The names of the soldiers will be added to a monument with more than 1,440 names of casualties since it was formed, said retired Brig. Gen. James Yarbrough, former commander of the unit after it was reactivated in Vicenza, Italy, in 2000.
"This day of honor is to unveil the 13 names of the killed-in-action soldiers that we lost and to honor those families," said Yarbrough, who serves on the 173rd Airborne Brigade National Memorial Foundation.
Each year, when the brigade returns, Yarbrough said a ceremony is held to inscribe the names of the lost on the monument.
The brigade was first activated in 1915 as the 173rd Infantry Brigade.
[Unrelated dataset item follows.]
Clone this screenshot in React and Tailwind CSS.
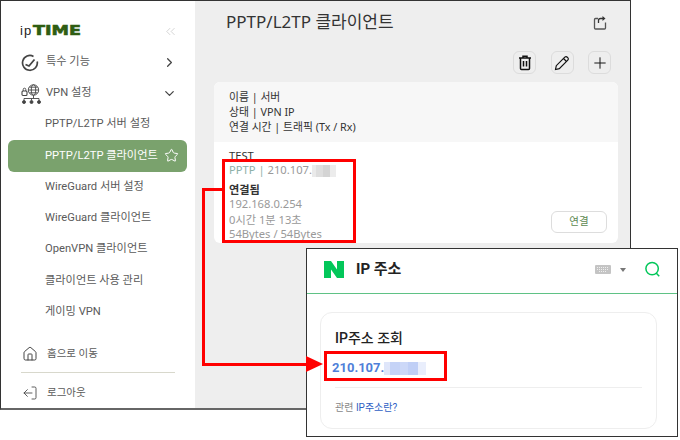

It saw service in World War I and World War II, but is known for its actions during the Vietnam War. In 1963, the brigade was re-established and became the first ground combat force in Vietnam in 1965. The brigade engaged in some of the most intense fighting in Vietnam.
Based in Italy, the brigade was deployed to Iraq in March 2003 when almost 1,000 "Sky Soldiers" parachuted into Iraq as part of Operation Iraqi Freedom. In Afghanistan, the brigade has been on four deployments.
The loved ones of those who have died or were killed while serving in the military are called Gold Star families.
"Eighteen members of those families are here with us to share with us and take a rubbing home of their loved ones' name," the retired general said.
In May, President Barack Obama presented the Medal of Honor to Sgt. Kyle J. White, who is the second soldier from the 173rd Airborne Brigade to be recognized with the United States' highest military honor. For his actions to save other soldiers while under fire in Afghanistan, he now joins Staff Sgt. Salvatore Giunta as honorees from the legendary brigade. Giunta completed basic and Airborne training at Fort Benning.
Yarbrough said about 60 people are expected at the largest memorial at the National Infantry Museum and Soldier Center. The names of the fallen soldiers are from all across the country.
"It is a proud group of folks," Yarbrough said.